ANCIENT EGYPT HISTORY
 

THE LANGUAGE OF ANCIENT EGYPT

 

 

 

 

In the temple of the goddess Isis on the island of Philae, a few miles to the south of the city of Aswan, one wall bears a brief hieroglyphic inscription. Its significance is not in its content or meaning but purely its date – it was written on 24 August ad 394, and as far as we know it was the last time that the hieroglyphic script was used. The language of ancient Egypt survived considerably longer (Philae temple also contains the last graffiti in the more cursive ‘demotic’ script, dating to 2 December ad 452), and in a sense it still exists in fossilized form in the liturgical texts of the modern Coptic church. Nevertheless, it was around the end of the 4th century ad that the knowledge and use of hieroglyphs effectively vanished, and until the decipherment of hieroglyphs by Jean-François Champollion in 1822, the written world of the Egyptians was unknown, and scholars were almost entirely reliant on the accounts left by Greek and Roman authors, or the sections of the Bible story in which Egypt features. Classical and biblical images of Egypt therefore dominated the emerging subject of Egyptology until almost the end of the 19th century.


 

 

 

 

 

 

 

 

More than 180 years after Champollion’s breakthrough, the study of ancient Egypt has influenced and permeated a vast number of contemporary issues, from linguistics and ‘Afrocentrism’, to religious cults and bizarre theories involving extraterrestrials. This book combines discussion of the archaeological and historical study of ancient Egypt with appraisal of the impact of Egypt – and its many icons – on past and present Western society and thought. It is intended both to give the reader a sense of some of the crucial issues that dominate the modern study of ancient Egypt, and also to attempt to discuss some of the reasons why the culture of the Egyptians is still so appealing and fascinating to us.

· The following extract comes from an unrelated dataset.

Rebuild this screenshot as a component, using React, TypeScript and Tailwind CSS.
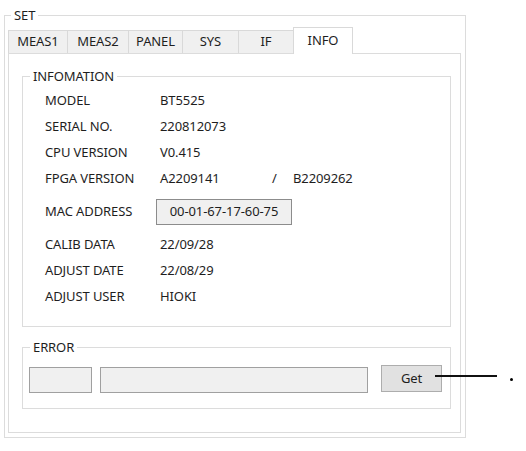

In 1898 the British Egyptologists James Quibell and Frederick Green uncovered a slab of greenish-grey slate-like stone in the ruins of an early temple at the Upper Egyptian site of Hierakonpolis. This was not a find which, like Tutankhamun’s tomb 24 years later, would bring the world’s journalists racing to the scene, but its discoverers were almost immediately aware of its importance. Like the Rosetta Stone, this carved slab – the Narmer Palette – would have powerful repercussions for the study of ancient Egypt, spreading far beyond its immediate significance at Hierakonpolis. For the next century or so, this object would be variously interpreted by Egyptologists attempting to solve numerous different problems, from the political origins of the Egyptian state to the nature of Egyptian art and writing. No single object can necessarily typify an entire culture, but the Narmer Palette is one of a few surviving artefacts from the Nile Valley that are so iconic and so rich in information that they can act as microcosms of certain aspects of ancient Egyptian culture as a whole.